A century and a half later, this limited concession was made general. As Innocent XI in memory of the deliverance of Vienna by Sobieski had extended the Feast of the most holy Name of Mary to the whole Church, so in 1716 Clement XI inscribed the Feast of the Rosary on the universal Calendar in gratitude for the victory gained by Prince Eugene at Peterwardein on the 5th August under the auspices of Our Lady of the Snow. This victory was followed by the raising of the siege of Corfu, and completed a year later by the taking of Belgrade.
[Note: In 1913 Pope Saint Pius X moved the Feast of Our Lady of the Most Holy Rosary to the 7th of October]
The joys experienced on the other Feasts of the Mother of God are all gathered up and resumed in this one for us, for the Angels, and for our Lady herself. Like the Angels, then, let us offer, together with Mary, the homage of our just delight to the Son of God, her Son, her King and ours.
Lesson – Proverbs viii. 22‒24; 32‒35
The Lord possessed me in the beginning of His ways, before He made any thing from the beginning. I was set up from eternity, and of old before the earth was made. The depths were not as yet, and I was already conceived. Now therefore, you children, hear me: Blessed are they that keep my ways. Hear instruction and be wise, and refuse it not. Blessed is the man that hears me, and that watches daily at my gates, and waits at the posts of my doors. He that will find me, will find life, and will have salvation from the Lord.
Thanks be to God.

Dom Prosper Guéranger:
Our Lady’s mysteries are before all time in God’s sight, like those of her divine Son. Like these they will endure for all eternity. Like them they rule the ages which circle round the Word and Mary, preparing for both in the days of figures, perpetuating their presence by the incessant glorification of the most holy Trinity in whose name all Christians are baptised. Now the Rosary honours all this series of mysteries. Today’s Feast is a glance back upon the Cycle as it draws to its close. From these mysteries, from this view of them, we must draw the conclusion formulated by our Lady herself in this passage from Proverbs which the Church applies to her: “Now therefore, my children, consider my ways. Imitate me, that you may find happiness.” Blessed is he that watches at her gate! Let us pray to her, rosary in hand, considering her at the same time, meditating on her life and her greatness, and watching, were it but for a quarter of an hour, at the entrance to the palace of this incomparable Queen. The more faithful we are, the more assured will be our salvation and our progress in true life.
Gospel – Luke i. 26‒38
At that time the angel Gabriel was sent from God into a city of Galilee called Nazareth, to a virgin espoused to a man whose name was Joseph, of the house of David. And the virgin’s name was Mary. And the Angel being come in, said to her: “Hail, full of grace, the Lord is with you. Blessed are you among among women.” Who having heard, was troubled at his saying, and thought with herself what manner of salutation this should be. And the Angel said to her: “Fear not, Mary, for you have found grace with God. Behold you will conceive in your womb, and will bring forth a son and you will call his name Jesus.
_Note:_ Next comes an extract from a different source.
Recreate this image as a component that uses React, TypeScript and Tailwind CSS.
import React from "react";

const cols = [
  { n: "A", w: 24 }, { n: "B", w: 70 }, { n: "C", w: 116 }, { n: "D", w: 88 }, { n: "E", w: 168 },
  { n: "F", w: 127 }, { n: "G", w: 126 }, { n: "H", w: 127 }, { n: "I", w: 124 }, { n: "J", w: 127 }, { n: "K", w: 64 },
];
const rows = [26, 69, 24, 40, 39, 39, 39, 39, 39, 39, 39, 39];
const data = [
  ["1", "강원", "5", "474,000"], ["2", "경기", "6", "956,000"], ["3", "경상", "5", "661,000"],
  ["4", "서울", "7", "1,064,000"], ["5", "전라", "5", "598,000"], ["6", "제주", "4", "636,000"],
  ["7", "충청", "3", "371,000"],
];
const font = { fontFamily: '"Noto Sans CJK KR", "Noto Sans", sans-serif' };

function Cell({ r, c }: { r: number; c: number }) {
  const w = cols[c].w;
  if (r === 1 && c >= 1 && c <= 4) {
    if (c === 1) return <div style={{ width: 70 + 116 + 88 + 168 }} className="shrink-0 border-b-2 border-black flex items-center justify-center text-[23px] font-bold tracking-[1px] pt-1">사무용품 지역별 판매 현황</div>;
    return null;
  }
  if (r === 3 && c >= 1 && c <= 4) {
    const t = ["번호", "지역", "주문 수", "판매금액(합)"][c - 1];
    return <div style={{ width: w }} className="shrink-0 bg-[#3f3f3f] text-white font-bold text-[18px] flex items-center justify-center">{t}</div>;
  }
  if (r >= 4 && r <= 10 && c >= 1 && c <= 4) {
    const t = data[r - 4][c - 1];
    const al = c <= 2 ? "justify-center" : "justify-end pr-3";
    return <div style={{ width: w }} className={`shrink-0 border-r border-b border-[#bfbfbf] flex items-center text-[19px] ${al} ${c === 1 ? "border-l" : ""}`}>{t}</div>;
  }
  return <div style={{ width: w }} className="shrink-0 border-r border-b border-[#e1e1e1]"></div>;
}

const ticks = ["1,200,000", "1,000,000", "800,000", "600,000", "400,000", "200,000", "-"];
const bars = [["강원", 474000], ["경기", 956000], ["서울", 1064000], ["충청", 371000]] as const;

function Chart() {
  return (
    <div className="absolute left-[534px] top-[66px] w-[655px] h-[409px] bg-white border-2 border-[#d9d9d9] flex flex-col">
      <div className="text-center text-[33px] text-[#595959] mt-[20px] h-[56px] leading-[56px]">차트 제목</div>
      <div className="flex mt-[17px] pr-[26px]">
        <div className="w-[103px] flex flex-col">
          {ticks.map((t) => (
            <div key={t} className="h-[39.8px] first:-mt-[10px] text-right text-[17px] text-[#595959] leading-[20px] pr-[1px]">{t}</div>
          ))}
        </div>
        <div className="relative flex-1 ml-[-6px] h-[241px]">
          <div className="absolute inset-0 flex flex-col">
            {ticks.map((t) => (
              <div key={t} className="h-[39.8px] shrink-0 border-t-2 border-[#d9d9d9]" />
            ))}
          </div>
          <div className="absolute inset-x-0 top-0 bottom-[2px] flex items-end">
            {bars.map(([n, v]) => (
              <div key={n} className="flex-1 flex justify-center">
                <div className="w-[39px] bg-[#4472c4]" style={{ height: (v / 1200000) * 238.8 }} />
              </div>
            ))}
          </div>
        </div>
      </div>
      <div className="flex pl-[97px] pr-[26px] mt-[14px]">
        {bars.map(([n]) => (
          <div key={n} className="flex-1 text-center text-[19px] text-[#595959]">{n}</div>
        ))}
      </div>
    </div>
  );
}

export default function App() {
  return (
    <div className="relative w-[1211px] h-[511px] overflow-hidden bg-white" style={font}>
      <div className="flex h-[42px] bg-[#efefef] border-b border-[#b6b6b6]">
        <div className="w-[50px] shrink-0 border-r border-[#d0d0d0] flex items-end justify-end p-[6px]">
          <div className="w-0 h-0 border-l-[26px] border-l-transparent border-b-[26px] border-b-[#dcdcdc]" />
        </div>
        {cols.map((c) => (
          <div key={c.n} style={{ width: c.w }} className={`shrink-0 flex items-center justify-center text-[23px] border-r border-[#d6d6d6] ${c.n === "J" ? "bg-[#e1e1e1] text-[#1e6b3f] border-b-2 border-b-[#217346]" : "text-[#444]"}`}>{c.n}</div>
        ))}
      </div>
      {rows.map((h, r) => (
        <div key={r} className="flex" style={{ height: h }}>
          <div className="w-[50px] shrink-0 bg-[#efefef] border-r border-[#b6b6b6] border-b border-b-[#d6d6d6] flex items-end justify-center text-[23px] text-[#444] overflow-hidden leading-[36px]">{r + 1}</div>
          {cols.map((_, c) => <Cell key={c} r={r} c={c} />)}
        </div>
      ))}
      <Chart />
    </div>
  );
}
He will be great, and will be called the Son of the Most High, and the Lord God will give to him the throne of David his father: and he will reign in the house of Jacob forever. And of his kingdom there will be no end.” And Mary said to the Angel: “How will this be done, because I know not man?” And the Angel answering, said to her, “The Holy Ghost will come upon you, and the power of the Most High will overshadow you. And therefore also the Holy which will be born of you, will be called the Son of God. And behold your cousin Elizabeth, she also has conceived a son in her old age. And this is the sixth month with her that is called barren: because no word will be impossible with God.” And Mary said: “Behold the handmaid of the Lord, be it done to me according to your word.”
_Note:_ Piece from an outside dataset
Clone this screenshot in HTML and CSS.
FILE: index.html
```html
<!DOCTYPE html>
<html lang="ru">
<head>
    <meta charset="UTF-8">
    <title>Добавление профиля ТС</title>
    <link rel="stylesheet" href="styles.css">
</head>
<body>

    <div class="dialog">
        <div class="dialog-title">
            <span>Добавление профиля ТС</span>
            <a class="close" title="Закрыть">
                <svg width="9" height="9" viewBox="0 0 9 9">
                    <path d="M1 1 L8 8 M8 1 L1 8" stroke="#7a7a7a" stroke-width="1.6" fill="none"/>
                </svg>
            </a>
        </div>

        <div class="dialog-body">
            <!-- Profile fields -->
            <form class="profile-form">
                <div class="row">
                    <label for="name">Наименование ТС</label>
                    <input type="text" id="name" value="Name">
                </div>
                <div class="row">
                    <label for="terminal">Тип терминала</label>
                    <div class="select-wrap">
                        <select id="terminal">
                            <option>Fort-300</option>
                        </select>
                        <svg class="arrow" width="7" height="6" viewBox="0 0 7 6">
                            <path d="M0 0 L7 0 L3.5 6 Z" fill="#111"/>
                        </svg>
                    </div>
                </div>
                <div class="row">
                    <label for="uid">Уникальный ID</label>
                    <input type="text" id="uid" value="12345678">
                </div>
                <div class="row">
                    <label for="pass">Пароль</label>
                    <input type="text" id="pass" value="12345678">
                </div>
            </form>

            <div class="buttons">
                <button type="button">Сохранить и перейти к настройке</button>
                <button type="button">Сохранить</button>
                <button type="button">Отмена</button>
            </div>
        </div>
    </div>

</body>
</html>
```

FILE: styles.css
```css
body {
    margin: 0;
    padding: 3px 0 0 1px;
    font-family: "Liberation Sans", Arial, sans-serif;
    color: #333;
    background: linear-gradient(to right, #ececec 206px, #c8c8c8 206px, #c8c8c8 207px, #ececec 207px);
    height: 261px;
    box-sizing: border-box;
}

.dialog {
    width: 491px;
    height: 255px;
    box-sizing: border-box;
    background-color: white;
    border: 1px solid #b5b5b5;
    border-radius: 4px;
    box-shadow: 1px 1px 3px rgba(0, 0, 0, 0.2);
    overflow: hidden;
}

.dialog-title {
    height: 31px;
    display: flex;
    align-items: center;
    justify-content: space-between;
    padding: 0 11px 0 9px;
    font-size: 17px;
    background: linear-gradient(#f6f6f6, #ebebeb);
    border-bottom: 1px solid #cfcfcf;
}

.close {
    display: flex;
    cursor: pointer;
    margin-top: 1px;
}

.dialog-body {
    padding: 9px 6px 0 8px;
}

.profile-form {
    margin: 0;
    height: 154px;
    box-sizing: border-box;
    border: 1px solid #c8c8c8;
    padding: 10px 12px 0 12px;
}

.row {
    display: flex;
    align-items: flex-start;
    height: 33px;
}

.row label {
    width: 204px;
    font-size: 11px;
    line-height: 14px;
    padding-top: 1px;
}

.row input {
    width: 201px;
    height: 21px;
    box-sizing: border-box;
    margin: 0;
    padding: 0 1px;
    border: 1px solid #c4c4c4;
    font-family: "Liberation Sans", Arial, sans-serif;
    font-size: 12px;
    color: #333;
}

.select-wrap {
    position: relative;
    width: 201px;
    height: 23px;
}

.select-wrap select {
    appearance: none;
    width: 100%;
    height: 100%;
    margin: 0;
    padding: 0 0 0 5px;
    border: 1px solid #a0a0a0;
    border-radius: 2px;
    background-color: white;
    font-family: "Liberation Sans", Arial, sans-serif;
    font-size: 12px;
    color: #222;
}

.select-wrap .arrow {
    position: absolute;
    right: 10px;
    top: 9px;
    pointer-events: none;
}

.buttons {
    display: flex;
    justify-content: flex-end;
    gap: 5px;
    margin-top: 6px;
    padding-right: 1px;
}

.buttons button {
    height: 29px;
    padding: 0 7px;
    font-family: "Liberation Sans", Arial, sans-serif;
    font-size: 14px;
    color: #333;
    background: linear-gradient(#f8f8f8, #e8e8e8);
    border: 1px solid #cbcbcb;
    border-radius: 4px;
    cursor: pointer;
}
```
Praise be to you, O Christ.

Dom Prosper Guéranger:
The Gospel is the same as on the Feast of the Most Holy Name of Mary. “At that time, the Angel Gabriel was sent from God into a city of Galilee called Nazareth, to a Virgin espoused to a man whose name was Joseph, of the house of David. And the Virgin’s name was Mary. And the Angel being come in, said to her: Hail, full of grace! The Lord is with you. Blessed are you among women.” “Blessed are you among women,” repeated Elizabeth a few days later, “and blessed is the fruit of your womb.” These two salutations, with the name of Mary added to the Angel’s greeting and the name of Jesus to Elizabeth’s, constituted the Ave Maria in the time of Saint Dominic, the promulgator of the Rosary. The prayer, “Holy Mary Mother of God” which now so beautifully completes the formula of praise received the sanction of the Church in the sixteenth century. No better Gospel could then have been chosen for today, for it gives the original text of the Rosary and describes the first of its mysteries.